As the negative beliefs are healed, more possibilities open up.
But I am alright now and I want to focus on building an audience for my work and creating more rather than just earning money ASAP. So I get back to thinking how to generate enough joy to inspire myself to do something meaningful today.
I realize there is a restaraunt a 20 minute walk with an all-you-can-drink coffee and tea bar, with a variety of green tea and it’s better than the cheap places nearby. So I walk there even though my whole day is behind schedule.
As I am walking I think about what will make me feel even better once I am there. I was planning on editing a few videos to release for my music.
I check the video I posted last night and it has only 15 views. The previous one had 500 by now. Shit.
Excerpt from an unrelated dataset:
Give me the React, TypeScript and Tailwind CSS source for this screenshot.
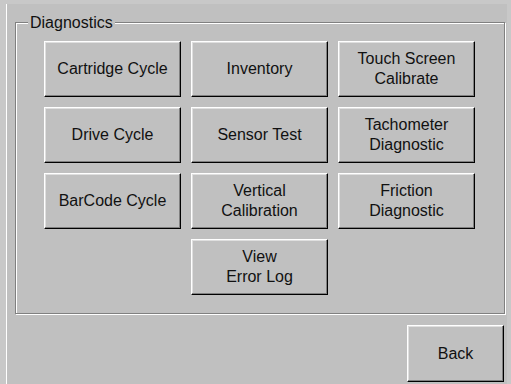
const buttons: (string[] | null)[] = [
  ["Cartridge Cycle"],
  ["Inventory"],
  ["Touch Screen", "Calibrate"],
  ["Drive Cycle"],
  ["Sensor Test"],
  ["Tachometer", "Diagnostic"],
  ["BarCode Cycle"],
  ["Vertical", "Calibration"],
  ["Friction", "Diagnostic"],
  null,
  ["View", "Error Log"],
  null,
];

function WinButton({ lines, className }: { lines: string[]; className: string }) {
  return (
    <button
      className={`flex flex-col items-center justify-center bg-[#c0c0c0] border border-t-white border-l-white border-r-black border-b-black shadow-[inset_-1px_-1px_0_#808080,inset_1px_1px_0_#dfdfdf] text-[16px] leading-[20px] text-[#111] ${className}`}
    >
      {lines.map((l) => (
        <span key={l}>{l}</span>
      ))}
    </button>
  );
}

export default function App() {
  return (
    <div
      className="w-[511px] h-[384px] bg-[#c8c8c8] pt-[4px] pl-[6px] overflow-hidden"
      style={{ fontFamily: '"Liberation Sans", Arial, sans-serif' }}
    >
      <div className="w-[501px] h-[380px] bg-[#c0c0c0] border-l border-white flex flex-col pl-[8px] pr-[2px]">
        <div className="relative mt-[18px] h-[292px] border border-[#808080] shadow-[inset_1px_1px_0_#fff,1px_1px_0_#fff]">
          <span className="absolute left-[12px] top-[-10px] bg-[#c0c0c0] px-[2px] text-[16px] leading-[20px] text-[#111]">
            Diagnostics
          </span>
          <div className="grid grid-cols-[137px_137px_137px] grid-rows-[56px_56px_56px_56px] gap-[10px] ml-[28px] mt-[18px]">
            {buttons.map((b, i) =>
              b ? <WinButton key={i} lines={b} className="w-[137px] h-[56px]" /> : <div key={i} />
            )}
          </div>
        </div>
        <div className="flex justify-end mt-[11px]">
          <WinButton lines={["Back"]} className="w-[97px] h-[57px] mr-[1px]" />
        </div>
      </div>
    </div>
  );
}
https://youtube.com/shorts/ZcLeOpbM_8E?si=lPJiyleMZscsa1yC
The negativity pops up again, but I remember that both my writing and my reading are bringing interesting, talented people to my work. My favorite indie band’s guitarist even added me on social media last month. Not everything I do is going to have the desires d results. That’s ok. Some things will. And things happen exponentially, they just have to reach that breaking point.
I remember a conversation I had last night about generating joy and realize I really want to write things that could potentially help the people that I know will read them, and she will read this if i send it to her and that thought makes me feel a little excited….
There it is! I found the excitement! Thats the flame to start the fire with. I love the idea of helping someone come out of their shell and our conversations are an invitation to try and create something that can actually be of tangible use to someone.
Maybe it’ll help her. Maybe it won’t. Maybe it’ll help someone else. But it won’t hurt!
I start writing. As I write I begin to feel it isn’t my most elequent article. I know I could probably make it sound better, but I write novels and music for that. For me, an article just has to have it’s desired effect, to plant a seed that can grow.
And here I am.
It’s 2:30 PM.
I feel good.
I’m ready to have an awesome day, and actually, I am already having an awesome day! I’ve overcome negative thoughts 3 times today, where a few years ago I probably would have fell into a self loathing spiral.
That’s awesome!
I didn’t get any work done on those videos yet but I have another 4 hours before my first appointment today, I was inspired to write something else on the way here, so I can write next weeks article or I can start on that video.
My goal is to create a positive feedback loop between my work and my life as a whole and the people I interact with, where joy can create more joy, and it can be shared with anyone who witnesses it without costing anything to anyone other than the effort to generate it, which is ALWAYS worth it.
I believe in living a life where being selfish and being selfless are essentially the same thing because we see the threads that weave us together and find ways to celebrate each others wins, realizing that anyone’s win can be everyone’s win.
There may be situations in life where we are pit against other people, but the abudnance mentality is about always generating more joy, more freedom, more resources, more health, so that there is more to go around and we can all benefit.
I want to be living a life like that every day, where all my efforts benefit both myself and everyone I interact with.
And it kinda feels like I already am, I am really just working out the kinks and making improvements to it so that it’s always running at full power.
I guess I’d say I feel 42% better than i did when I woke up, and I’ve only just had lunch.
Let’s see what I can turn this day into!